Some things don’t quite fit together as you might expect. On the one hand, the Inno Lab at MTU Aero Engines has a real start-up feel about it with its tall windows and bright, interconnecting rooms. It has social areas and large flat screens, a “pitching” area, a test environment for camera-computer systems and a 3D printer. But then, in another room, you find a Lego^® model, and it’s almost like you’ve stepped back in time.

Looks can be deceiving. In fact, the thrust nozzle of an EJ200 engine built out of Lego^® bricks is the proverbial gateway to a new world of augmented reality (AR). A world where AR applications could one day provide valuable support for the many work steps involved in the engine business—from component assembly to inspection and quality analysis.

Proof of concept—and how Lego^® bricks fit in

Laying the groundwork for this approach is Thomas Staak, who heads MTU’s Technical Documentation department. He reaches for a tablet and holds it in front of the thrust nozzle model with the camera turned on. A tool appears on the display and a shade opens. Then another tool flashes up. In a stylized movement, it shows how to detach and replace a segment of the thrust nozzle.

The idea is for an engine mechanic to follow these on-screen, augmented reality instructions to execute the work step on a real engine. “At the same time, the system could provide automatic access to the corresponding process in the maintenance documentation, for example, to show the mechanic any open repair tasks,” Staak says. And if necessary, a specialist engineer could support the engine mechanic remotely via the tablet’s camera.

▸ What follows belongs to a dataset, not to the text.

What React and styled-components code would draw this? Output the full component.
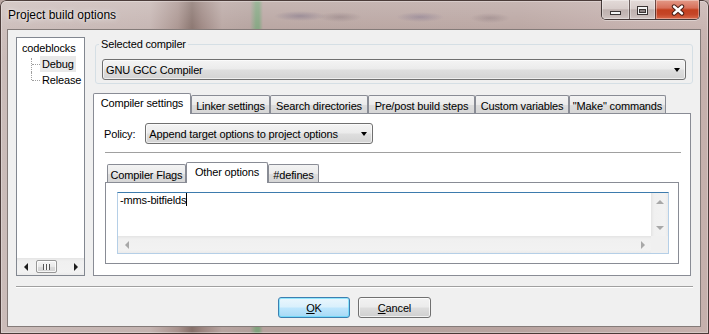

Embedded in a development project with a specialist Hamburg start-up, Staak and his colleagues have completed the first stage of a long journey. They have a proof of concept—the technical term for the brief demonstration with the camera and model to show that the idea is feasible. Their first task was to test the principle behind this application of AR. The Lego^® model of the thrust nozzle let them greatly simplify depiction of the “real” component and build the software based on simple structures. A further advantage of the plastic models is that they are easy to build on—one brick at a time. Every change and every new level of detail is a learning process for the software and engineers alike. “Our colleagues over at the start-up in Hamburg have the same model, which makes it quick and easy for us to jointly tweak and optimize individual functions of the AR application as and when we need,” Staak says.

There is sound, strategic logic behind this approach. “We want to learn how augmented reality works and how we can best apply it to our requirements,” Staak explains. What hardware is useful and what isn’t? How can we integrate artificial intelligence (AI) software, for example to run automated failure analyses?

Test program for first AR application already underway

Anyone who wants to see what Staak means by all this will need to look beyond his section in the Inno Lab. A few buildings further along, in the shop where MTU assembles the PW1100G-JM engine that powers the Airbus A320neo, one of the first tablet-based AR applications has already been tested. Here, too, the development steps were supported by a Lego^® model—this time of a Geared Turbofan^™, which is considerably larger and more complex than the thrust nozzle. In this application of AR, assistive animations and computer-aided checks are used to verify that small brackets for oil lines on the engine are installed in the right places and are correctly aligned. Thanks to the Lego^® model, the engineers can test the bracket mounting process without having to assemble or disassemble real, complex modules. The brackets were 3D printed in plastic especially for the purpose.

The artificial test environment offers another huge advantage. In the assembly shop, day-to-day operations run on a very tight schedule, which leaves no time for any kind of tests or trials. With the LEGO^® model, engineers can now check and test the theory for mounting the brackets from the comfort of their office.

However, the test in the PW1100G-JM assembly shop also shows that using AR on such complex components is not always straightforward. “Sometimes an edge reflects, sometimes the light incidence changes and casts a shadow. But we’re getting to grips with that now,” Staak says. And if it’s still not right? “Then we adjust it.” He pauses for effect before continuing: “And that just means we’ve become a little bit smarter, a little bit better.”